Formed in Los Angeles, California, in 1965, the Electric Prunes originally consisted of Jim Lowe (San Luis Obispo, California; vocals, guitar, autoharp), Ken Williams (b. Long Beach, California; lead guitar), James “Weasel” Spagnola (b. Cleveland, Ohio; guitar), Mark Tulin (b. Philadelphia, Pennsylvania; bass) and Michael Weakley aka Quint (drums), although the latter was quickly replaced by Preston Ritter (b. Stockton, California). The quintet made its debut with the low-key “Ain’t It Hard”, before achieving two U.S. Top 20 hits with “I Had Too Much to Dream (Last Night)” and “Get Me to The World on Time”.
These exciting singles blended the drive of garage/punk rock, the rhythmic pulse of the Rolling Stones and the experimentalism of the emerging psychedelic movement. Such performances were enhanced by Dave Hassinger’s accomplished production. The Prunes’ debut album was hampered by indifferent material, but the excellent follow-up, Underground, featured three of the group’s finest achievements, “Hideaway”, “The Great Banana Hoax” and “Long Day’s Flight”. However, the Prunes were sadly unable to sustain their hit profile and grew increasingly unhappy with the artistic restrictions placed on them by management and producer.
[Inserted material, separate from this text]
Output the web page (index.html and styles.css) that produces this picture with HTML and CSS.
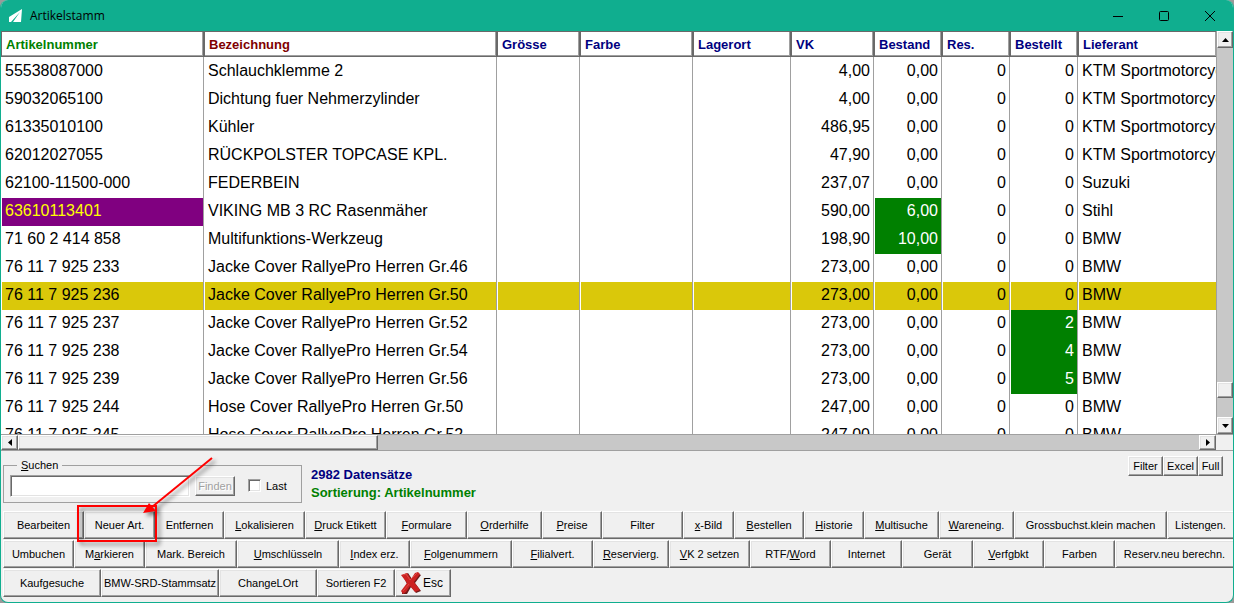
FILE: index.html
```
<!DOCTYPE html>
<html lang="de">
<head>
    <meta charset="UTF-8">
    <meta name="viewport" content="width=device-width, initial-scale=1.0">
    <title>Artikelstamm</title>
    <link rel="stylesheet" href="styles.css">
</head>
<body>
<div class="window">
    <header class="titlebar">
        <svg class="app-icon" width="14" height="14" viewBox="0 0 14 14">
            <path d="M13 0L0 8V13H2L11 3L4 13H12Z" fill="#fff"/>
        </svg>
        <span class="title">Artikelstamm</span>
        <button class="win-btn" aria-label="Minimieren"><svg width="12" height="12"><path d="M1 6.5H11"/></svg></button>
        <button class="win-btn" aria-label="Maximieren"><svg width="12" height="12"><rect x="1.5" y="1.5" width="9" height="9" rx="1"/></svg></button>
        <button class="win-btn" aria-label="Schliessen"><svg width="12" height="12"><path d="M1 1L11 11M11 1L1 11"/></svg></button>
    </header>

    <div class="grid-area">
        <div class="grid-view">
            <table class="articles">
                <colgroup>
                    <col class="c-nr"><col class="c-name"><col class="c-size"><col class="c-color"><col class="c-place">
                    <col class="c-vk"><col class="c-qty"><col class="c-qty"><col class="c-qty"><col>
                </colgroup>
                <thead>
                    <tr>
                        <th class="sorted">Artikelnummer</th><th class="key">Bezeichnung</th><th>Grösse</th><th>Farbe</th><th>Lagerort</th>
                        <th>VK</th><th>Bestand</th><th>Res.</th><th>Bestellt</th><th>Lieferant</th>
                    </tr>
                </thead>
                <tbody>
                    <tr><td>55538087000</td><td>Schlauchklemme 2</td><td></td><td></td><td></td><td class="num">4,00</td><td class="num">0,00</td><td class="num">0</td><td class="num">0</td><td>KTM Sportmotorcycle</td></tr>
                    <tr><td>59032065100</td><td>Dichtung fuer Nehmerzylinder</td><td></td><td></td><td></td><td class="num">4,00</td><td class="num">0,00</td><td class="num">0</td><td class="num">0</td><td>KTM Sportmotorcycle</td></tr>
                    <tr><td>61335010100</td><td>Kühler</td><td></td><td></td><td></td><td class="num">486,95</td><td class="num">0,00</td><td class="num">0</td><td class="num">0</td><td>KTM Sportmotorcycle</td></tr>
                    <tr><td>62012027055</td><td>RÜCKPOLSTER TOPCASE KPL.</td><td></td><td></td><td></td><td class="num">47,90</td><td class="num">0,00</td><td class="num">0</td><td class="num">0</td><td>KTM Sportmotorcycle</td></tr>
                    <tr><td>62100-11500-000</td><td>FEDERBEIN</td><td></td><td></td><td></td><td class="num">237,07</td><td class="num">0,00</td><td class="num">0</td><td class="num">0</td><td>Suzuki</td></tr>
                    <tr><td class="marked">63610113401</td><td>VIKING MB 3 RC Rasenmäher</td><td></td><td></td><td></td><td class="num">590,00</td><td class="num stock">6,00</td><td class="num">0</td><td class="num">0</td><td>Stihl</td></tr>
                    <tr><td>71 60 2 414 858</td><td>Multifunktions-Werkzeug</td><td></td><td></td><td></td><td class="num">198,90</td><td class="num stock">10,00</td><td class="num">0</td><td class="num">0</td><td>BMW</td></tr>
                    <tr><td>76 11 7 925 233</td><td>Jacke Cover RallyePro Herren Gr.46</td><td></td><td></td><td></td><td class="num">273,00</td><td class="num">0,00</td><td class="num">0</td><td class="num">0</td><td>BMW</td></tr>
                    <tr class="current"><td>76 11 7 925 236</td><td>Jacke Cover RallyePro Herren Gr.50</td><td></td><td></td><td></td><td class="num">273,00</td><td class="num">0,00</td><td class="num">0</td><td class="num">0</td><td>BMW</td></tr>
                    <tr><td>76 11 7 925 237</td><td>Jacke Cover RallyePro Herren Gr.52</td><td></td><td></td><td></td><td class="num">273,00</td><td class="num">0,00</td><td class="num">0</td><td class="num stock">2</td><td>BMW</td></tr>
                    <tr><td>76 11 7 925 238</td><td>Jacke Cover RallyePro Herren Gr.54</td><td></td><td></td><td></td><td class="num">273,00</td><td class="num">0,00</td><td class="num">0</td><td class="num stock">4</td><td>BMW</td></tr>
                    <tr><td>76 11 7 925 239</td><td>Jacke Cover RallyePro Herren Gr.56</td><td></td><td></td><td></td><td class="num">273,00</td><td class="num">0,00</td><td class="num">0</td><td class="num stock">5</td><td>BMW</td></tr>
                    <tr><td>76 11 7 925 244</td><td>Hose Cover RallyePro Herren Gr.50</td><td></td><td></td><td></td><td class="num">247,00</td><td class="num">0,00</td><td class="num">0</td><td class="num">0</td><td>BMW</td></tr>
                    <tr><td>76 11 7 925 245</td><td>Hose Cover RallyePro Herren Gr.52</td><td></td><td></td><td></td><td class="num">247,00</td><td class="num">0,00</td><td class="num">0</td><td class="num">0</td><td>BMW</td></tr>
                </tbody>
            </table>
        </div>
        <div class="scrollbar vertical">
            <button class="bevel scroll-btn" aria-label="Nach oben"><svg width="7" height="4"><path d="M0 4L3.5 0L7 4Z"/></svg></button>
            <div class="track before"></div>
            <div class="bevel thumb"></div>
            <div class="track after"></div>
            <button class="bevel scroll-btn" aria-label="Nach unten"><svg width="7" height="4"><path d="M0 0L3.5 4L7 0Z"/></svg></button>
        </div>
    </div>
    <div class="scrollbar horizontal">
        <button class="bevel scroll-btn" aria-label="Nach links"><svg width="4" height="7"><path d="M4 0L0 3.5L4 7Z"/></svg></button>
        <div class="bevel thumb"></div>
        <div class="track after"></div>
        <button class="bevel scroll-btn" aria-label="Nach rechts"><svg width="4" height="7"><path d="M0 0L4 3.5L0 7Z"/></svg></button>
    </div>

    <div class="panel">
        <div class="search-row">
            <fieldset class="search">
                <legend><label for="suche"><u>S</u>uchen</label></legend>
                <input type="text" id="suche">
                <button class="bevel" disabled>Finden</button>
                <input type="checkbox" id="last">
                <label for="last">Last</label>
            </fieldset>
            <div class="status">
                <div class="count">2982 Datensätze</div>
                <div class="sorting">Sortierung: Artikelnummer</div>
            </div>
            <div class="view-buttons">
                <button class="bevel">Filter</button>
                <button class="bevel">Excel</button>
                <button class="bevel">Full</button>
            </div>
        </div>

        <div class="toolbar row1">
            <button class="bevel">Bearbeiten</button>
            <button class="bevel">Neuer Art.</button>
            <button class="bevel">Entfernen</button>
            <button class="bevel"><u>L</u>okalisieren</button>
            <button class="bevel"><u>D</u>ruck Etikett</button>
            <button class="bevel"><u>F</u>ormulare</button>
            <button class="bevel"><u>O</u>rderhilfe</button>
            <button class="bevel"><u>P</u>reise</button>
            <button class="bevel">Filter</button>
            <button class="bevel"><u>x</u>-Bild</button>
            <button class="bevel"><u>B</u>estellen</button>
            <button class="bevel"><u>H</u>istorie</button>
            <button class="bevel"><u>M</u>ultisuche</button>
            <button class="bevel"><u>W</u>areneing.</button>
            <button class="bevel">Grossbuchst.klein machen</button>
            <button class="bevel cut">Listen<u>g</u>en.</button>
        </div>
        <div class="toolbar row2">
            <button class="bevel">Umbuchen</button>
            <button class="bevel">M<u>a</u>rkieren</button>
            <button class="bevel">Mark. Bereich</button>
            <button class="bevel"><u>U</u>mschlüsseln</button>
            <button class="bevel"><u>I</u>ndex erz.</button>
            <button class="bevel"><u>F</u>olgenummern</button>
            <button class="bevel"><u>F</u>ilialvert.</button>
            <button class="bevel"><u>R</u>eservierg.</button>
            <button class="bevel"><u>V</u>K 2 setzen</button>
            <button class="bevel">RTF/<u>W</u>ord</button>
            <button class="bevel">Internet</button>
            <button class="bevel">Gerät</button>
            <button class="bevel"><u>V</u>erfgbkt</button>
            <button class="bevel">Farben</button>
            <button class="bevel cut">Reserv.neu berechn.</button>
        </div>
        <div class="toolbar row3">
            <button class="bevel">Kaufgesuche</button>
            <button class="bevel">BMW-SRD-Stammsatz</button>
            <button class="bevel">ChangeLOrt</button>
            <button class="bevel">Sortieren F2</button>
            <button class="bevel esc">
                <svg width="20" height="23" viewBox="0 0 20 23">
                    <path d="M2 4L7 1L11 7L16 1L20 3L14 11L20 19L15 21L10 15L6 22L1 22L1 19L6 12Z" fill="#6e1a1a"/>
                    <path d="M0 3L6 1L10 7L14 1L17 0L19 2L13 10L19 18L14 20L9 14L5 20L2 22L0 19L6 11Z" fill="#cc2222"/>
                    <path d="M2 3L5 2L9 8L16 1M2 19L8 12" fill="none" stroke="#dd4a44"/>
                </svg>
                Esc
            </button>
        </div>

        <!-- Hinweis auf "Neuer Art." -->
        <svg class="callout" width="160" height="100" viewBox="0 0 160 100">
            <g class="callout-shape">
                <rect x="10" y="55" width="78" height="35" fill="none" stroke="#f00" stroke-width="2"/>
                <path d="M144 7L84 56" stroke="#f00" stroke-width="2"/>
                <path d="M75 62L81 52L88 60Z" fill="#f00"/>
            </g>
        </svg>
    </div>
</div>
</body>
</html>
```
FILE: styles.css
```
* {
    box-sizing: border-box;
}
body {
    margin: 0;
    background: #9a9a9a;
    font-family: "Liberation Sans", Arial, sans-serif;
    font-size: 11px;
    color: #000;
}
.window {
    display: flex;
    flex-direction: column;
    height: 100vh;
    border: 1px solid #10ae8f;
    border-top: 0;
    border-radius: 8px;
    overflow: hidden;
    background: #f0f0f0;
}

/* Title bar */
.titlebar {
    display: flex;
    align-items: center;
    flex: none;
    height: 31px;
    padding-left: 8px;
    background: #10ae8f;
}
.title {
    flex: 1;
    margin-left: 7px;
    font: 12px "Open Sans", sans-serif;
}
.win-btn {
    width: 46px;
    height: 31px;
    padding: 0;
    border: 0;
    background: none;
}
.win-btn svg {
    display: block;
    margin: 0 auto;
    fill: none;
    stroke: #000;
}

/* Raised button look */
button {
    font: inherit;
    color: inherit;
}
.bevel {
    min-width: 0;
    padding: 0;
    background: #f0f0f0;
    border: 1px solid;
    border-color: #fff #696969 #696969 #fff;
    border-radius: 0;
    box-shadow: inset -1px -1px #a0a0a0, inset 1px 1px #e3e3e3;
    white-space: nowrap;
}
.bevel:disabled {
    color: #a0a0a0;
    text-shadow: 1px 1px #fff;
}

/* Article table */
.grid-area {
    display: flex;
    flex: 1;
    min-height: 0;
}
.grid-view {
    flex: 1;
    overflow: hidden;
    background: #fff;
}
.articles {
    width: 100%;
    table-layout: fixed;
    border-collapse: separate;
    border-spacing: 0;
}
.c-nr { width: 203px; }
.c-name { width: 293px; }
.c-size { width: 83px; }
.c-color { width: 113px; }
.c-place { width: 98px; }
.c-vk { width: 83px; }
.c-qty { width: 68px; }

.articles th {
    height: 26px;
    padding: 0 4px;
    border: 1px solid #696969;
    box-shadow: inset -1px -1px #a0a0a0;
    font-size: 13px;
    text-align: left;
    color: #000080;
}
.articles th.sorted { color: #008000; }
.articles th.key { color: #800000; }
.articles td {
    height: 28px;
    padding: 0 3px 2px;
    border-left: 1px solid #fff;
    border-right: 1px solid #a0a0a0;
    background-clip: padding-box;
    font-size: 16px;
    line-height: 20px;
    white-space: nowrap;
    overflow: hidden;
}
.articles tbody tr:first-child td {
    height: 29px;
    padding-bottom: 1px;
}
.articles th:last-child,
.articles td:last-child {
    border-right: 0;
}
.articles .num { text-align: right; }
.articles .current td { background-color: #dac80a; }
.articles .marked {
    background-color: #800080;
    color: #ff0;
}
.articles .stock {
    background-color: #008000;
    color: #fff;
}

/* Scrollbars */
.scrollbar {
    display: flex;
    flex: none;
}
.scrollbar .track { background: #c8c8c8; }
.scroll-btn {
    flex: none;
    width: 17px;
    height: 17px;
}
.scroll-btn svg {
    display: block;
    margin: 0 auto;
}
.vertical {
    flex-direction: column;
    width: 17px;
    border-left: 1px solid #a0a0a0;
}
.vertical .scroll-btn { width: 16px; }
.vertical .before { flex: 335; }
.vertical .thumb { height: 16px; }
.vertical .after { flex: 19; }
.horizontal {
    height: 17px;
    padding-right: 17px;
    border-top: 1px solid #a0a0a0;
    border-bottom: 1px solid #a0a0a0;
}
.horizontal .scroll-btn { height: 15px; }
.horizontal .thumb { flex: 359; }
.horizontal .after { flex: 822; }

/* Lower panel */
.panel {
    position: relative;
    flex: none;
    padding: 5px 0 4px 2px;
}
.search-row {
    display: flex;
    align-items: flex-start;
    height: 55px;
}
.search {
    display: flex;
    align-items: center;
    width: 299px;
    height: 44px;
    margin: 3px 0 0;
    padding: 0 6px 2px;
    border: 1px solid #a0a0a0;
}
.search legend {
    margin-left: 7px;
    padding: 0 4px;
}
.search input[type="text"] {
    width: 180px;
    height: 22px;
    border: 1px solid;
    border-color: #a0a0a0 #fff #fff #a0a0a0;
    box-shadow: inset 1px 1px #696969, inset -1px -1px #e3e3e3;
    background: #fff;
}
.search button {
    width: 40px;
    height: 20px;
    margin-left: 5px;
}
.search input[type="checkbox"] {
    appearance: none;
    width: 13px;
    height: 13px;
    margin: 0 5px 0 13px;
    border: 1px solid;
    border-color: #a0a0a0 #fff #fff #a0a0a0;
    box-shadow: inset 1px 1px #696969, inset -1px -1px #e3e3e3;
    background: #fff;
}
.status {
    flex: 1;
    margin: 10px 0 0 9px;
    font-size: 13px;
    line-height: 18px;
    font-weight: bold;
}
.count { color: #000080; }
.sorting { color: #008000; }
.view-buttons {
    display: flex;
    margin-right: 10px;
}
.view-buttons button {
    width: 35px;
    height: 20px;
}
.view-buttons button:last-child { width: 25px; }

.toolbar {
    display: grid;
    height: 29px;
}
.row1 { grid-template-columns: 81fr 71fr 69fr 81fr 81fr 81fr 75fr 60fr 81fr 51fr 70fr 60fr 75fr 75fr 153fr 66fr; }
.row2 { grid-template-columns: 71fr 71fr 92fr 102fr 71fr 102fr 81fr 76fr 81fr 81fr 71fr 71fr 71fr 71fr 118fr; }
.row3 { grid-template-columns: 98fr 118fr 98fr 78fr 56fr 782fr; }
.toolbar button { height: 28px; }
.toolbar .cut {
    border-right: 0;
    box-shadow: inset 1px 1px #e3e3e3, inset 0 -1px #a0a0a0;
}
.toolbar .esc {
    display: flex;
    align-items: center;
    gap: 2px;
    padding: 0 5px;
    font-size: 12px;
}

.callout {
    position: absolute;
    top: 0;
    left: 67px;
    pointer-events: none;
}
.callout-shape { filter: drop-shadow(3px 3px 2px rgba(0, 0, 0, 0.5)); }
```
Ritter was replaced by the prodigal Quint before the remaining original members dropped out during sessions for Mass in F Minor. This acclaimed combination of Gregorian styles and acid rock was composed and arranged by David Axelrod, who fulfilled the same role on a follow-up set, Release of An Oath. An entirely new line-up - Ron Morgan (guitar), Mark Kincaid, Brett Wade and Richard Whetstone - completed the lack-lustre Just Good Old Rock ‘N’ Roll, which bore no trace of the founding line-up’s sense of adventure.
The Electric Prunes name was then abandoned until 2001 when, following the release of the compilation Lost Dreams, members of the band were once again back in touch. Tulin, Lowe and Williams recruited help from the likes of Peter Lewis of Moby Grape, and released the wholly credible Artifact. Not content to rest on their laurels, California followed in 2004.
Feedback (2006) continues The Electric Prunes long history of innovation, creativity and outright weirdness. This Feedback loop offers up a full psychedelic bonfire of tremolo, fuzz, and attitude while managing to make each song in this eclectic collection a unique and individual experience. This is the real thing; played as only those who need help could play it. If there is such a thing as psychedelic/garage rock this is it. The Electric Prunes, on record and in concert, show that the legendary 60s spirit and music is alive and well and waiting to tweak your eardrums. Warning: Electric Prunes exposure is not for the weak of heart or mind.